Company allows employees to draft fantasy football teams, promises day off for winners

From left, Chance Meeks, Scott Kline and Zeke Neeper, captain of the Rockport Superstars, as well as Justin Jackson, are held back by referee Christy Watkins. The owner of the Nix Screw Machine Plant, Dennis Nix, center, stands back as the other referee, Larry Langley, holds back Brent Wheatley, captain of the Perla Pirates, and team member Josh Sawyer. The two teams are going head to head in a fantasy football competition with members of one team coming out the winners and getting a free day off from work.
From left, Chance Meeks, Scott Kline and Zeke Neeper, captain of the Rockport Superstars, as well as Justin Jackson, are held back by referee Christy Watkins. The owner of the Nix Screw Machine Plant, Dennis Nix, center, stands back as the other referee, Larry Langley, holds back Brent Wheatley, captain of the Perla Pirates, and team member Josh Sawyer. The two teams are going head to head in a fantasy football competition with members of one team coming out the winners and getting a free day off from work.

HOT SPRING COUNTY — Football season has come, and with it the fantasy football season. That means offices are filled with chatter about who to “handcuff” and who’s going to break out. The “office” for the employees at Nix Screw Machine Products Inc. in Rockport is a factory devoted to manufacturing screws, but the fantasy talk is intense for the workers at the company’s two factories.

More is on the line than a pool of money, a trophy and bragging rights. The employees are facing off in fantasy football this year, factory against factory, for a paid vacation day when the season is over. Larry Langley, a manager at the company, convinced owner Dennis Nix to hold a draft and let the factories compete for the paid vacation day and even shut down his plants to hold the draft.

The phenomenon of fantasy football has exploded into a mainstream endeavor in recent years. Websites that support free leagues have garnered record interest in America’s most popular sport. The game has been around for almost 53 years, according to a feature on NFL Fantasy Live.

“We’re kind of a small company,” Langley said. “Most people around here kind of know each other. Our deal is Team Nix, a team-oriented kind of a deal. We were trying to come up with something that would make everybody get together, all on the same page. I got to thinkin’ about this fantasy football. I’ve been in it for years, anyway. I thought, ‘I wonder if I could somehow hook that up with our company. We’ve got two plants. We can let all the employees be against each other, have teams.’”

So Langley went to the owner and made his proposal, but he wasn’t sure how to handle the prize situation. He pitched the idea of shutting down the winning plant for a paid vacation day.

“If you don’t have something down there like a little carrot, people don’t like doin’ stuff; they won’t be motivated,” Langley said. “So I went to the owner when I was coming up with the idea, and I said to him, ‘We need to really give them something good, like a day off or something.’ He said, ‘Yeah, that’s cool. I like that.’”
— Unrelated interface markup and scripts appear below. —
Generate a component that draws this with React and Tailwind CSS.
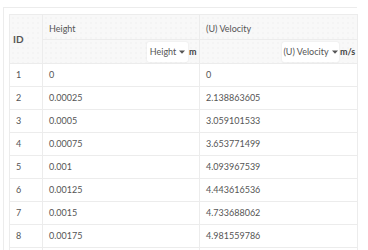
import React from "react";

const rows = [
  ["1", "0", "0"],
  ["2", "0.00025", "2.138863605"],
  ["3", "0.0005", "3.059101533"],
  ["4", "0.00075", "3.653771499"],
  ["5", "0.001", "4.093967539"],
  ["6", "0.00125", "4.443616536"],
  ["7", "0.0015", "4.733688062"],
  ["8", "0.00175", "4.981559786"],
  ["", "", ""],
];

const hdrBg =
  "bg-[#f8f8f8] bg-[radial-gradient(#e6e6e6_0.6px,transparent_0.8px)] bg-[size:5px_5px]";

function Caret() {
  return (
    <svg width="6" height="4" viewBox="0 0 6 4" className="ml-[3px]">
      <path d="M0 0.5 L6 0.5 L3 3.8 Z" fill="#555" />
    </svg>
  );
}

function Drop({ label, w }) {
  return (
    <div
      className={`flex items-center justify-center h-[20px] bg-white rounded-[2px] shadow-[0_0_2px_rgba(0,0,0,0.1)] text-[#555] ${w}`}
    >
      {label}
      <Caret />
    </div>
  );
}

export default function App() {
  return (
    <div
      className="w-[368px] h-[250px] overflow-hidden bg-white text-[9px] text-[#555]"
      style={{ fontFamily: "Lato, 'Open Sans', sans-serif" }}
    >
      <div className="h-[7px]" />
      <div className="ml-[3px] w-[354px] border-t border-l border-[#ececec] pt-[6px] pl-[5px]">
        <table className="border-collapse table-fixed w-[348px]">
          <colgroup>
            <col className="w-[33px]" />
            <col className="w-[157px]" />
            <col className="w-[158px]" />
          </colgroup>
          <thead>
            <tr className="h-[25px]">
              <th
                rowSpan={2}
                className={`${hdrBg} border border-[#ececec] text-left font-bold text-[#555] pl-[3px] align-middle text-[10px]`}
              >
                ID
              </th>
              <th
                className={`${hdrBg} border border-[#ececec] text-left font-normal pl-[6px] pt-[3px]`}
              >
                Height
              </th>
              <th
                className={`${hdrBg} border border-[#ececec] text-left font-normal pl-[6px] pt-[3px]`}
              >
                (U) Velocity
              </th>
            </tr>
            <tr className="h-[24px]">
              <th className={`${hdrBg} border border-[#ececec] font-normal p-0`}>
                <div className="flex items-center justify-end pr-[1px] gap-[1px]">
                  <Drop label="Height" w="w-[41px]" />
                  <span className="font-bold text-[#444] w-[9px] text-left">m</span>
                </div>
              </th>
              <th className={`${hdrBg} border border-[#ececec] font-normal p-0`}>
                <div className="flex items-center justify-end pr-[2px] gap-[1px]">
                  <Drop label="(U) Velocity" w="w-[57px]" />
                  <span className="font-bold text-[#444] w-[15px] text-left">m/s</span>
                </div>
              </th>
            </tr>
          </thead>
          <tbody>
            {rows.map((r, i) => (
              <tr key={i} className="h-[23px]">
                <td className="border border-[#ececec] pl-[6px]">{r[0]}</td>
                <td className="border border-[#ececec] pl-[6px]">{r[1]}</td>
                <td className="border border-[#ececec] pl-[6px]">{r[2]}</td>
              </tr>
            ))}
          </tbody>
        </table>
      </div>
    </div>
  );
}
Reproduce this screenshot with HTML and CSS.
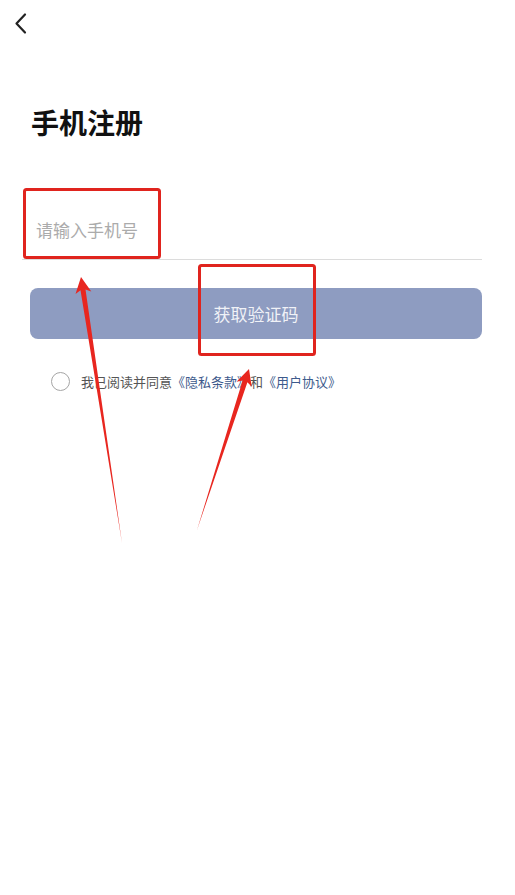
FILE: index.html
```html
<!DOCTYPE html>
<html lang="zh-CN">
<head>
<meta charset="utf-8">
<title>手机注册</title>
<link rel="stylesheet" href="styles.css">
</head>
<body>
<div class="page">
  <div class="topbar">
    <svg class="back" width="16" height="24" viewBox="0 0 16 24"><path d="M12 2.5 L3.5 11.5 L12 20.5" fill="none" stroke="#222" stroke-width="2.2" stroke-linecap="round" stroke-linejoin="round"/></svg>
  </div>
  <h1 class="title">手机注册</h1>
  <div class="field"><span class="placeholder">请输入手机号</span></div>
  <div class="btn">获取验证码</div>
  <div class="agree">
    <span class="circle"></span>
    <span class="agree-text">我已阅读并同意<span class="link">《隐私条款》</span>和<span class="link">《用户协议》</span></span>
  </div>

  <svg class="marks" width="515" height="895" viewBox="0 0 515 895">
    <rect x="24.5" y="189.5" width="135" height="68" rx="2" fill="none" stroke="#e0241e" stroke-width="3"/>
    <rect x="199.5" y="265.5" width="115" height="89" rx="2" fill="none" stroke="#e0241e" stroke-width="3"/>
    <polygon points="81,277 91.3,291.6 85.5,289.4 122,543 80.5,290.2 75.5,294" fill="#e8261f"/>
    <polygon points="249,369 251.7,386.7 247.4,382.2 197,530 242.6,380.6 236.5,381.7" fill="#e8261f"/>
  </svg>
</div>
</body>
</html>
```
FILE: styles.css
```css
html, body {
  margin: 0;
  padding: 0;
  background: #ffffff;
}
body {
  font-family: "Noto Sans CJK SC", "Noto Sans", sans-serif;
  color: #1a1a1a;
}
.page {
  position: relative;
  width: 515px;
  height: 895px;
  overflow: hidden;
}
.topbar {
  height: 48px;
  display: flex;
  align-items: center;
  padding-left: 13px;
}
.back {
  display: block;
}
.title {
  margin: 56px 0 0 31px;
  font-size: 28px;
  line-height: 36px;
  font-weight: 700;
  color: #111;
}
.field {
  box-sizing: border-box;
  margin: 60px 33px 0 22px;
  height: 60px;
  border-bottom: 1px solid #dcdcdc;
  display: flex;
  align-items: center;
  padding-left: 14px;
}
.placeholder {
  font-size: 17px;
  color: #ababab;
}
.btn {
  margin: 28px 0 0 30px;
  width: 452px;
  height: 51px;
  border-radius: 8px;
  background: #8e9cc1;
  color: rgba(255, 255, 255, 0.88);
  font-size: 17px;
  display: flex;
  align-items: center;
  justify-content: center;
}
.agree {
  margin: 31px 0 0 51px;
  height: 22px;
  display: flex;
  align-items: center;
  gap: 11px;
}
.circle {
  box-sizing: border-box;
  width: 19px;
  height: 19px;
  border: 1.5px solid #a5a5a5;
  border-radius: 50%;
}
.agree-text {
  font-size: 13px;
  color: #555;
}
.link {
  color: #3d5a8c;
}
.marks {
  position: absolute;
  left: 0;
  top: 0;
  pointer-events: none;
}
```
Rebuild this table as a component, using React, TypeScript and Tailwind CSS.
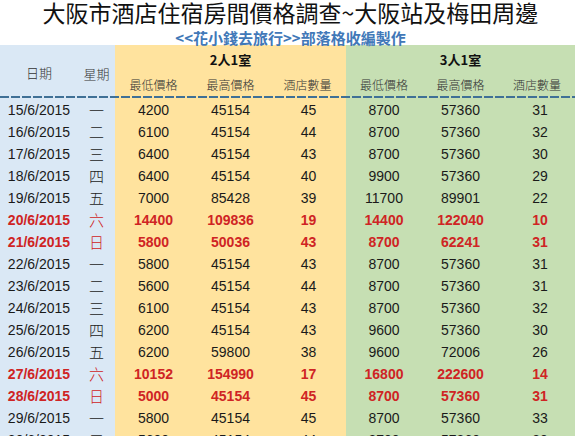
import React from "react";

type Row = {
  date: string;
  day: string;
  min2: string;
  max2: string;
  count2: string;
  min3: string;
  max3: string;
  count3: string;
  weekend?: boolean;
};

const rows: Row[] = [
  { date: "15/6/2015", day: "一", min2: "4200", max2: "45154", count2: "45", min3: "8700", max3: "57360", count3: "31" },
  { date: "16/6/2015", day: "二", min2: "6100", max2: "45154", count2: "44", min3: "8700", max3: "57360", count3: "32" },
  { date: "17/6/2015", day: "三", min2: "6400", max2: "45154", count2: "43", min3: "8700", max3: "57360", count3: "30" },
  { date: "18/6/2015", day: "四", min2: "6400", max2: "45154", count2: "40", min3: "9900", max3: "57360", count3: "29" },
  { date: "19/6/2015", day: "五", min2: "7000", max2: "85428", count2: "39", min3: "11700", max3: "89901", count3: "22" },
  { date: "20/6/2015", day: "六", min2: "14400", max2: "109836", count2: "19", min3: "14400", max3: "122040", count3: "10", weekend: true },
  { date: "21/6/2015", day: "日", min2: "5800", max2: "50036", count2: "43", min3: "8700", max3: "62241", count3: "31", weekend: true },
  { date: "22/6/2015", day: "一", min2: "5800", max2: "45154", count2: "43", min3: "8700", max3: "57360", count3: "31" },
  { date: "23/6/2015", day: "二", min2: "5600", max2: "45154", count2: "44", min3: "8700", max3: "57360", count3: "31" },
  { date: "24/6/2015", day: "三", min2: "6100", max2: "45154", count2: "43", min3: "8700", max3: "57360", count3: "32" },
  { date: "25/6/2015", day: "四", min2: "6200", max2: "45154", count2: "43", min3: "9600", max3: "57360", count3: "30" },
  { date: "26/6/2015", day: "五", min2: "6200", max2: "59800", count2: "38", min3: "9600", max3: "72006", count3: "26" },
  { date: "27/6/2015", day: "六", min2: "10152", max2: "154990", count2: "17", min3: "16800", max3: "222600", count3: "14", weekend: true },
  { date: "28/6/2015", day: "日", min2: "5000", max2: "45154", count2: "45", min3: "8700", max3: "57360", count3: "31", weekend: true },
  { date: "29/6/2015", day: "一", min2: "5800", max2: "45154", count2: "45", min3: "8700", max3: "57360", count3: "33" },
  { date: "30/6/2015", day: "二", min2: "5600", max2: "45154", count2: "44", min3: "8700", max3: "57360", count3: "30" },
];

const cols = "grid grid-cols-[78px_37px_77px_77px_77px_76px_77px_76px]";
const cjk = "font-['Noto_Sans_CJK_TC',sans-serif]";
const num = "font-['Liberation_Sans',Arial,sans-serif]";

export default function App() {
  return (
    <div className="w-[581px] h-[436px] overflow-hidden bg-white">
      {/* title block */}
      <div className={`h-[45px] flex flex-col items-center ${cjk}`}>
        <h1 className="h-[24px] text-[23px] leading-[24px] text-[#111] font-normal whitespace-nowrap">
          大阪市酒店住宿房間價格調查~大阪站及梅田周邊
        </h1>
        <div className="h-[21px] pt-[6px] text-[15px] leading-[15px] font-bold text-[#4178b8] whitespace-nowrap">
          &lt;&lt;花小錢去旅行&gt;&gt;部落格收編製作
        </div>
      </div>

      {/* table, column colours painted on the container */}
      <div className="w-[575px] bg-[linear-gradient(90deg,#dae8f5_0_115px,#ffe39e_115px_346px,#c6dfb3_346px_575px)]">
        <div className={`${cols} grid-rows-[25px_26px] ${cjk}`}>
          <div className="row-span-2 flex items-center justify-center pt-[4px] text-[13px] text-[#333] font-light">日期</div>
          <div className="row-span-2 flex items-center justify-center pt-[6px] text-[13px] text-[#333] font-light">星期</div>
          <div className="col-span-3 flex items-end justify-center pb-[1px] text-[13px] font-bold text-[#111]">2人1室</div>
          <div className="col-span-3 flex items-end justify-center pb-[1px] text-[13px] font-bold text-[#111]">3人1室</div>
          {["最低價格", "最高價格", "酒店數量", "最低價格", "最高價格", "酒店數量"].map((h, i) => (
            <div key={i} className="flex items-center justify-center pt-[4px] text-[12px] text-[#333] font-light">
              {h}
            </div>
          ))}
        </div>

        <div className="h-[2px] bg-[repeating-linear-gradient(90deg,#3f7096_0_9px,transparent_9px_11px)]" />

        <div className="pt-[1px]">
          {rows.map((r) => {
            const tone = r.weekend ? "text-[#cf2424] font-bold" : "text-[#1a1a1a]";
            return (
              <div key={r.date} className={`${cols} h-[22px] items-center text-[14px] leading-[22px]`}>
                <div className={`${num} ${tone} text-center`}>{r.date}</div>
                <div className={`${cjk} text-center text-[15px] font-light ${r.weekend ? "text-[#cf2424]" : "text-[#222]"}`}>{r.day}</div>
                <div className={`${num} ${tone} text-center`}>{r.min2}</div>
                <div className={`${num} ${tone} text-center`}>{r.max2}</div>
                <div className={`${num} ${tone} text-center pl-[2px]`}>{r.count2}</div>
                <div className={`${num} ${tone} text-center`}>{r.min3}</div>
                <div className={`${num} ${tone} text-center`}>{r.max3}</div>
                <div className={`${num} ${tone} text-center pl-[6px]`}>{r.count3}</div>
              </div>
            );
          })}
        </div>
      </div>
    </div>
  );
}
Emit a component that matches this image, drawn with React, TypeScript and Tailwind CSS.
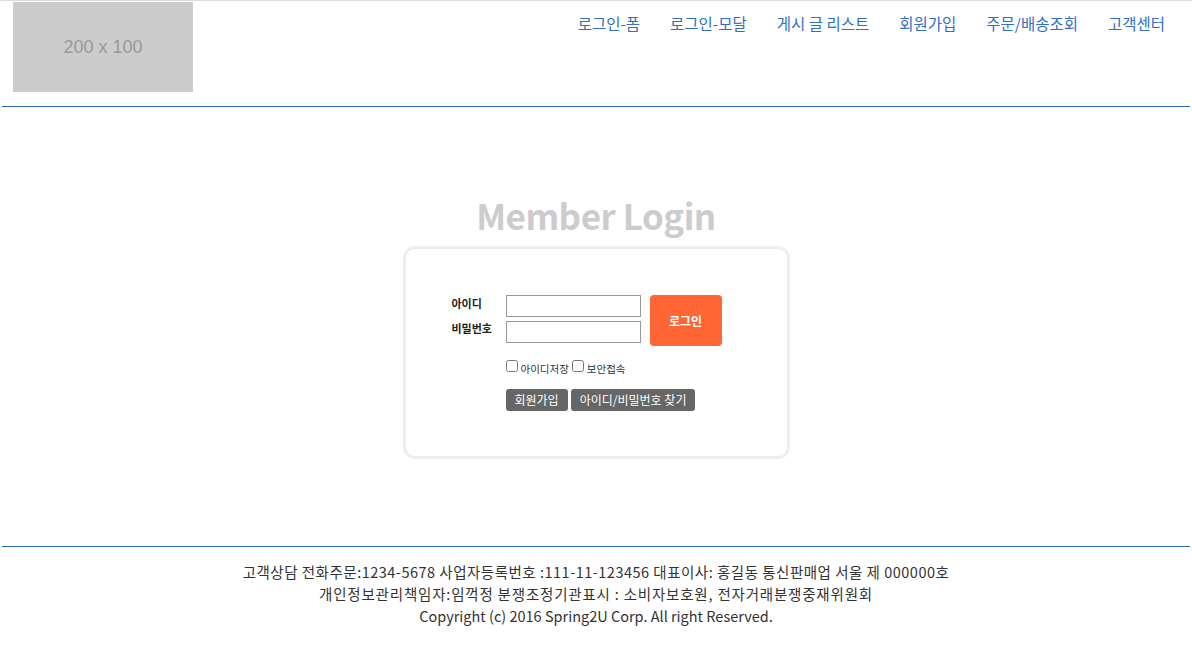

Thus, the Rockport Superstars and the Perla Pirates were born. One of the plants is in Perla, east of Malvern. Jeff Hill designed team shirts, and the company bought referee shirts for office workers to wear at the draft. Some employees bought eye patches to distinguish themselves as the Perla Pirates.

Zeke Neeper and Brent Wheatley serve as team captains. Neeper is captain of the Rockport team, and Wheatley is the captain for Perla. The draft was held in person at the company’s office in Rockport, and Hill then put the teams into an online service so they can be viewed online and trades can be executed easily.

In addition to playing for a paid day off, the teams agreed that the losers each week will pay $20 into a pool. At the end of the 16-week season, the winning team will divide the $320 prize equally among the 10 team members. So, each employee can win a paid day off with $32 of spending money.

“It’s just good competition,” Langley said. “Sure, they’re against each other, but in a good way. This will last 16 weeks. It will last a third of the year for them being excited about it. Then hopefully, it’ll be something we just do down the road.”

Football season brings excitement to a lot of workplaces, but Nix has managed to give its workers an incentive to work together and compete with one another at the same time in the company’s factories. Langley thinks the competition will prove positive for the workers.

“The guys that are drafting and playing — they’re all excited about it,” Langley said. “They’ll have their teams on the Internet and all that stuff. We had a pizza party to start it off with. I think it’s going to be a good deal.”